Wer darf in der Ukraine als Journalist arbeiten?

Der Innenminister verteidigte die Veröffentlichung, ebenso sein Berater Anton Heraschtschenko:
"Die Journalisten haben ihre Angaben selbst der Donezker Volksrepublik übergeben, einer terroristischen Vereinigung. Davor hatten sie keine Angst. Auch in der Ukraine müssen sie keine Angst haben. Nur diejenigen, die unser Land mit Dreck beworfen und die gelogen haben, sollten den Volkszorn fürchten."
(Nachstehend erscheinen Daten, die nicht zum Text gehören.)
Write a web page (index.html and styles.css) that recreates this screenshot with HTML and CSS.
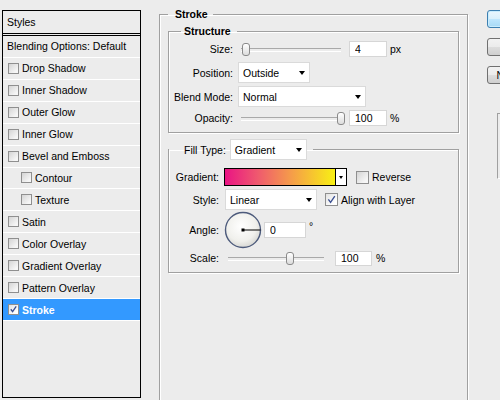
FILE: index.html
```html
<!DOCTYPE html>
<html lang="en">
<head>
    <meta charset="UTF-8">
    <meta name="viewport" content="width=device-width, initial-scale=1.0">
    <title>Layer Style</title>
    <link rel="stylesheet" href="styles.css">
</head>
<body>
    <div class="dialog">
        <div class="styles-panel">
            <div class="panel-title">Styles</div>
            <div class="style-item">Blending Options: Default</div>
            <div class="style-item"><span class="check"></span>Drop Shadow</div>
            <div class="style-item"><span class="check"></span>Inner Shadow</div>
            <div class="style-item"><span class="check"></span>Outer Glow</div>
            <div class="style-item"><span class="check"></span>Inner Glow</div>
            <div class="style-item"><span class="check"></span>Bevel and Emboss</div>
            <div class="style-item sub"><span class="check"></span>Contour</div>
            <div class="style-item sub"><span class="check"></span>Texture</div>
            <div class="style-item"><span class="check"></span>Satin</div>
            <div class="style-item"><span class="check"></span>Color Overlay</div>
            <div class="style-item"><span class="check"></span>Gradient Overlay</div>
            <div class="style-item"><span class="check"></span>Pattern Overlay</div>
            <div class="style-item selected">
                <span class="check on"><svg viewBox="0 0 11 11"><path d="M2.2 5.2 L4.4 8.2 L8.8 1.8"/></svg></span>Stroke
            </div>
        </div>

        <fieldset class="group stroke">
            <legend>Stroke</legend>

            <fieldset class="group structure">
                <legend>Structure</legend>
                <div class="row">
                    <label>Size:</label>
                    <div class="slider"><span class="thumb" style="left: 1px"></span></div>
                    <input type="text" value="4">
                    <span class="unit">px</span>
                </div>
                <div class="row">
                    <label>Position:</label>
                    <div class="select pos">Outside</div>
                </div>
                <div class="row">
                    <label>Blend Mode:</label>
                    <div class="select blend">Normal</div>
                </div>
                <div class="row tight">
                    <label>Opacity:</label>
                    <div class="slider"><span class="thumb" style="left: 96px"></span></div>
                    <input type="text" value="100">
                    <span class="unit">%</span>
                </div>
            </fieldset>

            <fieldset class="group fill">
                <legend class="fill-legend"><span class="fill-label">Fill Type:</span><span class="select filltype">Gradient</span></legend>
                <div class="row grad-row">
                    <label>Gradient:</label>
                    <div class="gradient">
                        <span class="swatch"></span>
                        <span class="drop"></span>
                    </div>
                    <span class="check big reverse"></span>
                    <span class="check-label">Reverse</span>
                </div>
                <div class="row style-row">
                    <label>Style:</label>
                    <div class="select linear">Linear</div>
                    <span class="check big on align"><svg viewBox="0 0 13 13"><path d="M2.8 6.4 L5.4 9.8 L10.4 2.4"/></svg></span>
                    <span class="check-label">Align with Layer</span>
                </div>
                <div class="row angle-row">
                    <label>Angle:</label>
                    <svg class="dial" viewBox="0 0 38 38">
                        <defs>
                            <radialGradient id="dialFill" cx="45%" cy="40%" r="60%">
                                <stop offset="0" stop-color="#ffffff"/>
                                <stop offset="0.7" stop-color="#f0f0ec"/>
                                <stop offset="1" stop-color="#d8d8d4"/>
                            </radialGradient>
                        </defs>
                        <circle cx="19" cy="19" r="17.5" fill="url(#dialFill)" stroke="#4d5b7c" stroke-width="1.4"/>
                        <line x1="19" y1="19" x2="36.5" y2="19" stroke="#000" stroke-width="1"/>
                        <rect x="17.5" y="17.5" width="3" height="3" fill="#000"/>
                    </svg>
                    <input type="text" class="angle" value="0">
                    <span class="deg">°</span>
                </div>
                <div class="row scale-row">
                    <label>Scale:</label>
                    <div class="slider scale"><span class="thumb" style="left: 58px"></span></div>
                    <input type="text" class="scale-input" value="100">
                    <span class="unit">%</span>
                </div>
            </fieldset>
        </fieldset>

        <div class="buttons">
            <button class="default">OK</button>
            <button>Cancel</button>
            <button>New Style...</button>
            <div class="preview"></div>
        </div>
    </div>
</body>
</html>
```

FILE: styles.css
```css
* {
    margin: 0;
    padding: 0;
    box-sizing: border-box;
}

body {
    width: 500px;
    height: 400px;
    overflow: hidden;
    background-color: #ececec;
    font-family: 'Liberation Sans', Arial, sans-serif;
    font-size: 10.5px;
    color: #000;
}

.dialog {
    display: flex;
    align-items: flex-start;
    padding-left: 2px;
}

.dialog > * {
    flex-shrink: 0;
}

/* left list of styles */
.styles-panel {
    margin-top: 10px;
    width: 139px;
    height: 388px;
    border: 1px solid #000;
}

.panel-title {
    height: 25px;
    display: flex;
    align-items: center;
    padding-left: 4px;
    border-bottom: 3px double #000;
}

.style-item {
    height: 21.93px;
    display: flex;
    align-items: center;
    padding-left: 4px;
    border-bottom: 1px solid #fff;
}

.style-item .check {
    margin-left: 1px;
    margin-right: 3px;
}

.style-item.sub {
    padding-left: 17px;
}

.style-item.selected {
    background-color: #3399ff;
    color: #fff;
    font-weight: bold;
}

.check {
    display: inline-flex;
    align-items: center;
    justify-content: center;
    width: 11px;
    height: 11px;
    border: 1px solid #8f8f8f;
    background: linear-gradient(135deg, #d4d4d4, #f6f6f6 80%);
    flex-shrink: 0;
}

.check.on {
    background: linear-gradient(135deg, #e2e2e2, #ffffff 80%);
}

.check svg {
    width: 100%;
    height: 100%;
}

.check svg path {
    fill: none;
    stroke: #3b4f91;
    stroke-width: 1.6;
}

.check.big {
    width: 13px;
    height: 13px;
}

.check-label {
    margin-left: 3px;
}

/* group boxes */
.group {
    border: 1px solid #a0a0a0;
    box-shadow: inset 1px 1px 0 #fff, 1px 1px 0 #fff;
}

.group legend {
    line-height: 14px;
    font-weight: bold;
}

.stroke {
    margin-left: 18px;
    margin-top: 7px;
    width: 309px;
    height: 400px;
    padding: 3px 8px 0 8px;
}

.stroke > legend {
    padding: 0 5px 0 7px;
}

.structure {
    padding: 0 0 4px 0;
}

.structure > legend {
    margin-left: 12px;
    padding: 0 6px 0 3px;
}

.row {
    display: flex;
    align-items: center;
    height: 21px;
    margin-bottom: 3px;
}

.row.tight {
    margin-top: -3px;
    margin-bottom: 0;
}

.row label {
    width: 64px;
    margin-right: 5px;
    text-align: right;
    flex-shrink: 0;
}

.slider {
    position: relative;
    width: 104px;
    height: 14px;
    margin-left: 3px;
}

.slider::before {
    content: '';
    position: absolute;
    left: 0;
    right: 4px;
    top: 6px;
    height: 2px;
    border-top: 1px solid #a9a9a9;
    border-bottom: 1px solid #fff;
}

.thumb {
    position: absolute;
    top: 1px;
    width: 8px;
    height: 13px;
    border: 1px solid #8a8a8a;
    border-radius: 3px;
    background: linear-gradient(#ffffff, #dcdcdc);
}

input {
    width: 38px;
    height: 16px;
    margin-left: 4px;
    padding-left: 5px;
    border: 1px solid #d6d6d6;
    background: #fff;
    font: inherit;
    color: #000;
}

.unit {
    margin-left: 3px;
}

.select {
    display: flex;
    align-items: center;
    justify-content: space-between;
    height: 21px;
    padding: 0 4px;
    border: 1px solid #dadada;
    background: #fff;
    font-weight: normal;
}

.select::after {
    content: '';
    border-style: solid;
    border-width: 4px 3.5px 0 3.5px;
    border-color: #000 transparent transparent transparent;
}

.select.pos {
    width: 72px;
}

.select.blend {
    width: 128px;
}

/* fill type */
.fill {
    margin-top: 6px;
    padding: 8px 0 5px 0;
}

.group .fill-legend {
    display: flex;
    align-items: center;
    padding: 0 6px 0 15px;
    font-weight: normal;
    line-height: normal;
}

.fill-label {
    flex-shrink: 0;
}

.select.filltype {
    width: 77px;
    margin-left: 4px;
}

.fill .row {
    margin-bottom: 0;
}

.fill .row label {
    width: 50px;
}

.grad-row {
    height: 18px;
}

.style-row {
    margin-top: 2px;
    height: 23px;
}

.angle-row {
    margin-top: 1px;
    height: 36px;
}

.scale-row {
    margin-top: 1px;
    height: 18px;
}

.gradient {
    display: flex;
    width: 123px;
    height: 18px;
    border: 1px solid #000;
}

.swatch {
    flex: 1;
    background: linear-gradient(to right, #ea1484, #ef5a6e 30%, #f59c4a 60%, #f8f014);
}

.drop {
    width: 11px;
    display: flex;
    align-items: center;
    justify-content: center;
    border-left: 1px solid #000;
    background: #fff;
}

.drop::after {
    content: '';
    border-style: solid;
    border-width: 3px 2.5px 0 2.5px;
    border-color: #000 transparent transparent transparent;
}

.reverse {
    margin-left: 9px;
}

.select.linear {
    width: 92px;
    margin-left: 1px;
}

.align {
    margin-left: 8px;
}

.dial {
    width: 38px;
    height: 38px;
    flex-shrink: 0;
}

input.angle {
    width: 42px;
    margin-left: 2px;
}

.deg {
    margin-left: 3px;
    align-self: flex-start;
    margin-top: 8px;
}

.slider.scale {
    width: 100px;
    margin-left: 4px;
}

input.scale-input {
    width: 37px;
    height: 15px;
    margin-left: 7px;
}

.scale-row .unit {
    margin-left: 4px;
}

/* right buttons */
.buttons {
    margin-left: 19px;
    margin-top: 10px;
    display: flex;
    flex-direction: column;
    gap: 10px;
}

.buttons button {
    width: 75px;
    height: 18px;
    border: 1px solid #707070;
    border-radius: 3px;
    background: linear-gradient(#f2f2f2, #ebebeb 50%, #dddddd 51%, #cfcfcf);
    font: inherit;
    color: #000;
}

.buttons button.default {
    border-color: #3c7fb1;
    background: linear-gradient(#eaf6fd, #d9f0fc 50%, #bee6fd 51%, #a7d9f5);
    box-shadow: inset 0 0 0 1px #c8ecfd;
}

.preview {
    margin-top: 19px;
    margin-left: 10px;
    width: 60px;
    height: 66px;
    border-left: 1px solid #a0a0a0;
    border-top: 1px solid #a0a0a0;
    border-bottom: 1px solid #fff;
}
```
Wegen der internationalen Kritik wurde die Seite "Myrotworez" vorübergehend geschlossen. Doch vor wenigen Tagen tauchte sie wieder auf und veröffentlichte eine neue, noch umfangreichere Liste.
Besser erging es dem aus Russland emigrierten Journalisten Sawik Schuster. Er moderiert eine Polit-Talkshow, mit der er den Mächtigen immer wieder auf die Füße tritt. Als die Behörden ihm die Arbeitserlaubnis entzogen, sorgte das für heftige Proteste. Schließlich entschied Präsident Poroschenko höchstpersönlich, Schuster die Arbeitserlaubnis zurückzugeben. Mit den Worten:
"Ich bin für die Meinungsfreiheit. Mir mag die Sendung nicht gefallen. Aber ich gebe mein Leben dafür, dass es sie weiterhin gibt."
Das klingt edel. Tatsächlich aber hat der Präsident mit der Aktion klargestellt, dass er darüber entscheidet, wer in der Ukraine als Journalist arbeiten darf.